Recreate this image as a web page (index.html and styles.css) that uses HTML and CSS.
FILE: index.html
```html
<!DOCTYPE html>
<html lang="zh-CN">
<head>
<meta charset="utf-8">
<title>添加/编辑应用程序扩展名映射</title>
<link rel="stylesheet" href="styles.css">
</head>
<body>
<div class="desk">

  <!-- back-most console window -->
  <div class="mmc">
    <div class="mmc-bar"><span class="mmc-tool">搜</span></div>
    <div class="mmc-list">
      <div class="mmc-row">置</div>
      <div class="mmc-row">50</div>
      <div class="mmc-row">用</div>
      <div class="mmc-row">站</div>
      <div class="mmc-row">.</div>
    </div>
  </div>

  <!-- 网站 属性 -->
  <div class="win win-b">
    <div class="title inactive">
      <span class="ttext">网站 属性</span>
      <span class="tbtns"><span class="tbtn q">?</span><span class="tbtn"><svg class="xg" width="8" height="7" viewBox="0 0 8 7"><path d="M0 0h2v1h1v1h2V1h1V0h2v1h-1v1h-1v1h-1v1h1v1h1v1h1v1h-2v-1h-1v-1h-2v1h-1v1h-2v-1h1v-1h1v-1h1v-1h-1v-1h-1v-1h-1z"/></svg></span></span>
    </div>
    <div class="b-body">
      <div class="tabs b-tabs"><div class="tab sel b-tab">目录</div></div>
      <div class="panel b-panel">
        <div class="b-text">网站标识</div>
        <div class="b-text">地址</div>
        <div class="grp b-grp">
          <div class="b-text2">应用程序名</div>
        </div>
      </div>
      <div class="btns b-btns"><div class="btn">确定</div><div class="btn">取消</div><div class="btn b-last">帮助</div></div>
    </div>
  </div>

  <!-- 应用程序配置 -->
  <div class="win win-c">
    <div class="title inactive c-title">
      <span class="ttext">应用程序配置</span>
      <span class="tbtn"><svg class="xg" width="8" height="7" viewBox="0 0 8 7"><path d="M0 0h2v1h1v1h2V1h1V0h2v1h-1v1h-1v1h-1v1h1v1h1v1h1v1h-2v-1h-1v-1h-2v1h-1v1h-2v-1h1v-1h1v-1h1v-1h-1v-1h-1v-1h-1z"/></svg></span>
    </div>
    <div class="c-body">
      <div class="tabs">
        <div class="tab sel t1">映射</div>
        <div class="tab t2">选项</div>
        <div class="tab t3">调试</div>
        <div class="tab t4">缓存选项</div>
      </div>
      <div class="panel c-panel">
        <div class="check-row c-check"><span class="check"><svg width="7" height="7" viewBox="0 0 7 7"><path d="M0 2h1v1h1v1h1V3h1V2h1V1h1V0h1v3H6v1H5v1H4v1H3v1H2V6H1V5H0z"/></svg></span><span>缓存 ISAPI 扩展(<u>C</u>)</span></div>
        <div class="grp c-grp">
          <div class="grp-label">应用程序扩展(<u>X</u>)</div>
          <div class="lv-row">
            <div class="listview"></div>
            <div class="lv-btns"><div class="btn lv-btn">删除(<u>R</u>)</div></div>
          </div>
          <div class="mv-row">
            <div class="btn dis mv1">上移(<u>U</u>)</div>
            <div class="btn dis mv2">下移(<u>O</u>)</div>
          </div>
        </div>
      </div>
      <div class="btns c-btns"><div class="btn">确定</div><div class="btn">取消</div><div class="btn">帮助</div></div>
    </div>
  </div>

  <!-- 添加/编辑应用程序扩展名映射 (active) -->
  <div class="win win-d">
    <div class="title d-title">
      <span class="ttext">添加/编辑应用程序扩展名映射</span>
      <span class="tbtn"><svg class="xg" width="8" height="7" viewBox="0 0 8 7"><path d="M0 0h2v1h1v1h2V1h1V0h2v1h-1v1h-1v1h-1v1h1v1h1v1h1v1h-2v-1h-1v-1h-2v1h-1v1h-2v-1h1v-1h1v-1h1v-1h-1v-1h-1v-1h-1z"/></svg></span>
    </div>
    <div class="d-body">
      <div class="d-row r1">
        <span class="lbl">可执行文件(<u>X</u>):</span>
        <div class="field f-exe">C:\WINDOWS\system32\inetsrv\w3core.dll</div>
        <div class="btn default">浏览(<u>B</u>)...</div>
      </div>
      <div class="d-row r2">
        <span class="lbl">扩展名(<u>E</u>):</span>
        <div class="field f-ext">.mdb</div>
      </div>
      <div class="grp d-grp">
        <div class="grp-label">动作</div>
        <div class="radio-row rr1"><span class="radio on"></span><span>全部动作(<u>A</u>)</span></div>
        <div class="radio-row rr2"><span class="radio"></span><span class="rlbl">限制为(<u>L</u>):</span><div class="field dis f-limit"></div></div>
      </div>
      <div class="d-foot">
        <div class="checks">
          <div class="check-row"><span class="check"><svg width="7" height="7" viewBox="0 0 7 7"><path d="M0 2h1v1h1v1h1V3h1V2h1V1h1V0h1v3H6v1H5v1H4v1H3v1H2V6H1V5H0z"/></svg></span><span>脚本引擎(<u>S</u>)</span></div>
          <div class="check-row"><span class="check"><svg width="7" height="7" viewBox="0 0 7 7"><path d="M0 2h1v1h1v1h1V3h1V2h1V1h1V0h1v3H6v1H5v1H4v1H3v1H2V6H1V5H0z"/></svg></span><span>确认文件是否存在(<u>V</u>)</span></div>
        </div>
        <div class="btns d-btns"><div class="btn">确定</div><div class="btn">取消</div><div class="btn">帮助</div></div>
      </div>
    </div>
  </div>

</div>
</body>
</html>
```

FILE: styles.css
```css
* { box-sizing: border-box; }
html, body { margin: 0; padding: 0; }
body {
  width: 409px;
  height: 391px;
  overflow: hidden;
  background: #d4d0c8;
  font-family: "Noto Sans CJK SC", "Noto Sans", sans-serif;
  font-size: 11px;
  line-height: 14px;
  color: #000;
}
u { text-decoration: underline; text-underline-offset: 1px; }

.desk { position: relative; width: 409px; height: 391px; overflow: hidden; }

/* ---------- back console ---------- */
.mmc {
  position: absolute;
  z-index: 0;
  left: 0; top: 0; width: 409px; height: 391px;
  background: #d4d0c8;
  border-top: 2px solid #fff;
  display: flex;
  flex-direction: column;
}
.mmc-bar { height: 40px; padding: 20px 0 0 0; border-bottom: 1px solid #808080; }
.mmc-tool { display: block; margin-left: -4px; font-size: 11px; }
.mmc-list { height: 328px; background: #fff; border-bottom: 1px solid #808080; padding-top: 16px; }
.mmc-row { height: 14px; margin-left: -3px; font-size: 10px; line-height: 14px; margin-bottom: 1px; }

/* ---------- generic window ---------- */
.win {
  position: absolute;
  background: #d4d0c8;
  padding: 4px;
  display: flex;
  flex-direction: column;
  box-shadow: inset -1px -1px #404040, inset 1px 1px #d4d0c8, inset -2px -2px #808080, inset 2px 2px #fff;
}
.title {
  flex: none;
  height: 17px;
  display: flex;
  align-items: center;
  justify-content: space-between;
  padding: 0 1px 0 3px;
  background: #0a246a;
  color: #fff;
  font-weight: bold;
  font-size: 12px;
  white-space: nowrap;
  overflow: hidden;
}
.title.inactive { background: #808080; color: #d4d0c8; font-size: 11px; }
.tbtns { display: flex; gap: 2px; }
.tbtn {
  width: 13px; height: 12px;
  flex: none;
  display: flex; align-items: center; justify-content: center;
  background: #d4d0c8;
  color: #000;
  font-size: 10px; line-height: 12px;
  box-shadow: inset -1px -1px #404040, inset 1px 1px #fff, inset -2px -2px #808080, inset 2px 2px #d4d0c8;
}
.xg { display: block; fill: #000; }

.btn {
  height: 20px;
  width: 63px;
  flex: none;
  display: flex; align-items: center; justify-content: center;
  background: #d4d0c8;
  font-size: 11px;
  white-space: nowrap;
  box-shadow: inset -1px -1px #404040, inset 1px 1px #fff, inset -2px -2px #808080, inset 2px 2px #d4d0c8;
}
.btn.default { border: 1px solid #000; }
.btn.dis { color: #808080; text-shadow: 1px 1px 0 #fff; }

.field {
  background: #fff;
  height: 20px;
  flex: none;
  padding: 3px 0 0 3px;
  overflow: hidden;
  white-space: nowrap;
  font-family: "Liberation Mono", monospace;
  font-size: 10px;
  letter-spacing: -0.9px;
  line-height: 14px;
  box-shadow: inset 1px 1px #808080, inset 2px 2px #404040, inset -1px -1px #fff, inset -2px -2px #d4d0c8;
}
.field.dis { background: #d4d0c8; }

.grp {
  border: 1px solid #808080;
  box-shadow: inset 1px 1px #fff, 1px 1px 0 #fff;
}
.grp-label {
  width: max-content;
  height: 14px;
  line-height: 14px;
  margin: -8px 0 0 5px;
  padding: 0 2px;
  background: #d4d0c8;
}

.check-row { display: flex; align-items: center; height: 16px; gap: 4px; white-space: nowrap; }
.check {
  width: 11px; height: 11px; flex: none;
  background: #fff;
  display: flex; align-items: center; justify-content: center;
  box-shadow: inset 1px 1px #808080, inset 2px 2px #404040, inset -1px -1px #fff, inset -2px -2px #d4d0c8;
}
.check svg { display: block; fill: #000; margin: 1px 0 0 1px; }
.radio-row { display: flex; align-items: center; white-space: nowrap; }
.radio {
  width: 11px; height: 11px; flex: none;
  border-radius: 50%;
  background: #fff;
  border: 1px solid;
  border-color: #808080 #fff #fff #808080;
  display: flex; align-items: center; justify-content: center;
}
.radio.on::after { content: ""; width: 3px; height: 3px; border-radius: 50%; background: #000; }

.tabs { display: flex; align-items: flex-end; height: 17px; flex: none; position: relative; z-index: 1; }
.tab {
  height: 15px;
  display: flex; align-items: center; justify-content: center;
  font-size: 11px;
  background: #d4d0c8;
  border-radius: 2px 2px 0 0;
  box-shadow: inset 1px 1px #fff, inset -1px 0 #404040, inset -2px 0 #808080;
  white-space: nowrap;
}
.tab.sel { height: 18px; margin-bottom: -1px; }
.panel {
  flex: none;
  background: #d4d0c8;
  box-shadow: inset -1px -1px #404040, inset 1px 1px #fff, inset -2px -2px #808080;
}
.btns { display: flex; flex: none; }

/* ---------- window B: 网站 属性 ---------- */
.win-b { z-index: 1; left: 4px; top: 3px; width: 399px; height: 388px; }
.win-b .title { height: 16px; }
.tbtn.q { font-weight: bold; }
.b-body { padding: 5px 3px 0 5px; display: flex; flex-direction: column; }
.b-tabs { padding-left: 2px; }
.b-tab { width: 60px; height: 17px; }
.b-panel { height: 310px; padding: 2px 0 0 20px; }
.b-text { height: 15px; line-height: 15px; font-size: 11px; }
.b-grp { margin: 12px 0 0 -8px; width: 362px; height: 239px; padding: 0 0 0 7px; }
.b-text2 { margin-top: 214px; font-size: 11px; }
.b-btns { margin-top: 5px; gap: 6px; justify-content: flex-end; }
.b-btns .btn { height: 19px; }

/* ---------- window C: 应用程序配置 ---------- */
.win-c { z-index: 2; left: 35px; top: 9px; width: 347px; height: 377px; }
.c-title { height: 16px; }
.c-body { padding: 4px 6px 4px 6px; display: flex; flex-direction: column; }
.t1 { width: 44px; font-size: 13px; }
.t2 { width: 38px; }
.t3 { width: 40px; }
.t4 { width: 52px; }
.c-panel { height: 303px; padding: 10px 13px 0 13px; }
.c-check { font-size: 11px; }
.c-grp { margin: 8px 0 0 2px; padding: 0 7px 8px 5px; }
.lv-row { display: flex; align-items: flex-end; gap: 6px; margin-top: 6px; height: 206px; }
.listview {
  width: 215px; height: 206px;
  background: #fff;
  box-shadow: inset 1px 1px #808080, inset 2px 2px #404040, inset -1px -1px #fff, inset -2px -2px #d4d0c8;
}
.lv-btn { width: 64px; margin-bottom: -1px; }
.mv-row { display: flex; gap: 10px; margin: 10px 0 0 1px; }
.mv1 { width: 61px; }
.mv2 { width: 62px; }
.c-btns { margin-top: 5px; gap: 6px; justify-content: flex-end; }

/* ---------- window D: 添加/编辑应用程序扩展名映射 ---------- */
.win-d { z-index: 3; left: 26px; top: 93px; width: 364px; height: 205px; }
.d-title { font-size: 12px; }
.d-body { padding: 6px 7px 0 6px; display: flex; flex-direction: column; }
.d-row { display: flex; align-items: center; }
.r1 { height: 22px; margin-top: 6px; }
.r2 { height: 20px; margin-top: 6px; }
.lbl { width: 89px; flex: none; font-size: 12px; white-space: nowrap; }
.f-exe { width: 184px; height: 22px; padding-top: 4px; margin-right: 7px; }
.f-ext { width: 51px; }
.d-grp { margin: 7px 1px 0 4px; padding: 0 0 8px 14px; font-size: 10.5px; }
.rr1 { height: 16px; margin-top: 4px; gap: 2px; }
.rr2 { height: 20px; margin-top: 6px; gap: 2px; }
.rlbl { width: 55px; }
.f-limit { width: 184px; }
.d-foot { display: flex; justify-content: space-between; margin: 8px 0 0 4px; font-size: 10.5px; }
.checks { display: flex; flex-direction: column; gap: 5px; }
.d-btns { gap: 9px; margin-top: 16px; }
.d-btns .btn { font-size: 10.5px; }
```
┄┄┄┄┄┄┄┄┄┄
• REQUEST: Leave out every line without the string "styles" and copy the rest.

• TASK RESULT:
Recreate this image as a web page (index.html and styles.css) that uses HTML and CSS.
<link rel="stylesheet" href="styles.css">
FILE: styles.css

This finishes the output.